By pledging to work together, team members hope to make it impossible for the city to reject four local employers in favor of another architect.

Even one with Frank Gehry's reputation.

Gehry is famed for designing the Walt Disney Concert Hall in Los Angeles and the Guggenheim Museum in Bilbao, Spain. He's a brand name, like Frank Lloyd Wright.

And he wants to do Kansas City's arena.

Gehry is trying to land the job with the help of Crawford Architects, a firm with offices in Sydney, Australia, and midtown Kansas City. David Murphy and Tom Proebstle, principals at the firm, have impressive résumés of their own. They played leading roles in the renovation of Lambeau Field in Green Bay, Wisconsin, and the design of the Conseco Fieldhouse in Indianapolis.

"We have sports expertise," Proebstle says. "Frank is a visionary." But Gehry's worldwide recognition may not be enough to sway the city to try something out of the ordinary.

If arena proponents can overcome opposition from rental-car companies, City Councilwoman Saundra McFadden-Weaver and others who are urging voters to turn down the financing scheme on August 3, will Kansas City end up with a less-than-stellar facility out of a sense of obligation to, as Derrough urged, hire the local team?

Proebstle says the Downtown Area Design Team has been "laying on the grease" to make its selection seem inevitable.
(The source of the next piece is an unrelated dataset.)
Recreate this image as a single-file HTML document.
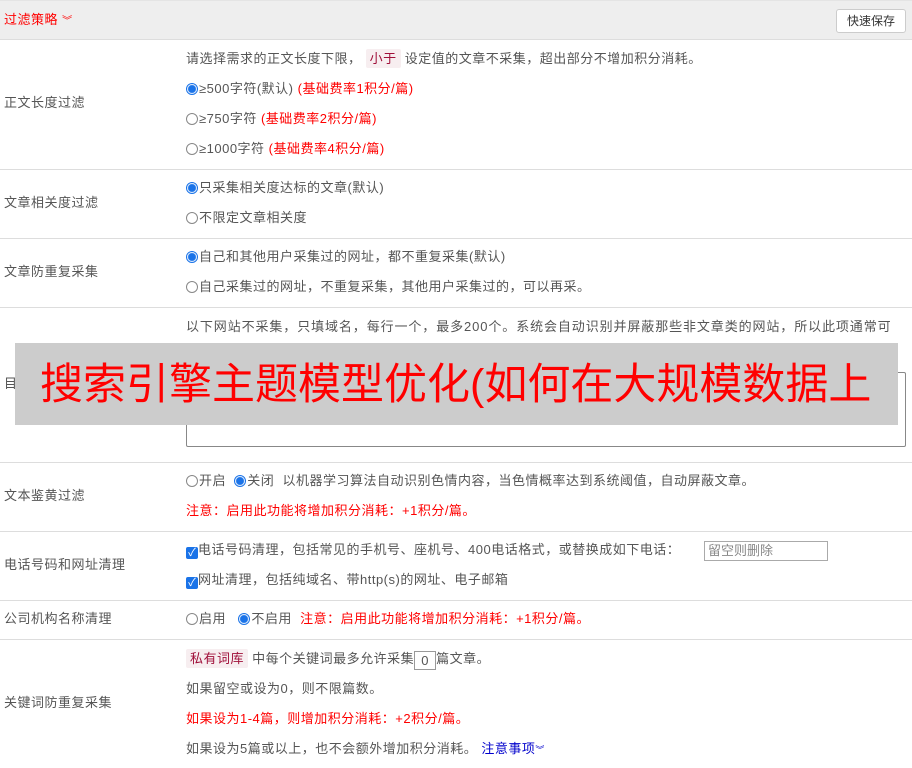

The team has hired a public-relations firm and offered to draft a rough arena design so voters can carry a mental image to the polls. "They're trying to get out ahead in terms of these so-called good ideas," he says. "There's nothing new in what they're saying. They've done it in every other city."

The Crawford guys fashion themselves the Apple to the Downtown Area Design Team's Microsoft. They suggest that HOK and Ellerbe Becket, the largest sports-architecture firms in the world, have become plodding bureaucracies, churning out unoriginal designs.

"You have all this talent, but it's gotten stagnant," Murphy says. He and Proebstle worked at Ellerbe Becket before leaving for Crawford in 2001.

Murphy is not the first to suggest that the leading sports-architecture firms may have hit a creative wall. Elements of the retro baseball stadium -- brick facings, painted steel, asymmetrical outfields -- are fast becoming clichés. "Who knows? Maybe these will be the cookie-cutter stadiums of their day," Hall of Famer Mike Schmidt said to the Associated Press after the HOK-designed Citizens Bank Park opened this spring in Philadelphia.

Neil deMause, a co-author of the book Field of Schemes, which casts a critical eye at public subsidies for sports stadiums, says the new ballparks are becoming harder to distinguish. "The only way to tell what city you're in these days is to check which ex-ballplayer is running the barbecue stand," he tells the Pitch.

And even though HOK is still capable of terrific designs -- PNC Park in Pittsburgh and SBC Park in San Francisco are considered gems -- its buildings do not make dramatic statements the way Frank Gehry's do. The curving glass, titanium and limestone of the Guggenheim in Bilbao turned a derelict port city into a tourist destination.

"Kansas City deserves a Frank Gehry," Proebstle says.

To blunt Gehry's appeal, the design team is selling trust. "We have never missed a deadline," says Stuart Smith, an Ellerbe Becket spokesman, speaking for the team. "We've brought all of them in on time and on budget."

The design team is also dropping hints that star architects court danger. "A building that looks beautiful in postcards but goes bankrupt in practice ruins our collective reputation," Brad Schrock, a principal at Heinlein Schrock Stearns, warned in a press release.

The competition for the design of the downtown arena is unlike any other. A major sports facility has not been built in Kansas City in more than 30 years. The Sprint Center, as the new arena would be called, presents a unique opportunity for hundreds of sports architects employed at various firms.

"So many of the designers in this town do their work by getting on airplanes and flying to faraway locations, either other spots in this country or overseas," Smith says. "How exciting would it be to be able to work on a project in your own backyard, to be able to take your spouse or your neighbor or your child down and actually touch a building that you worked on?"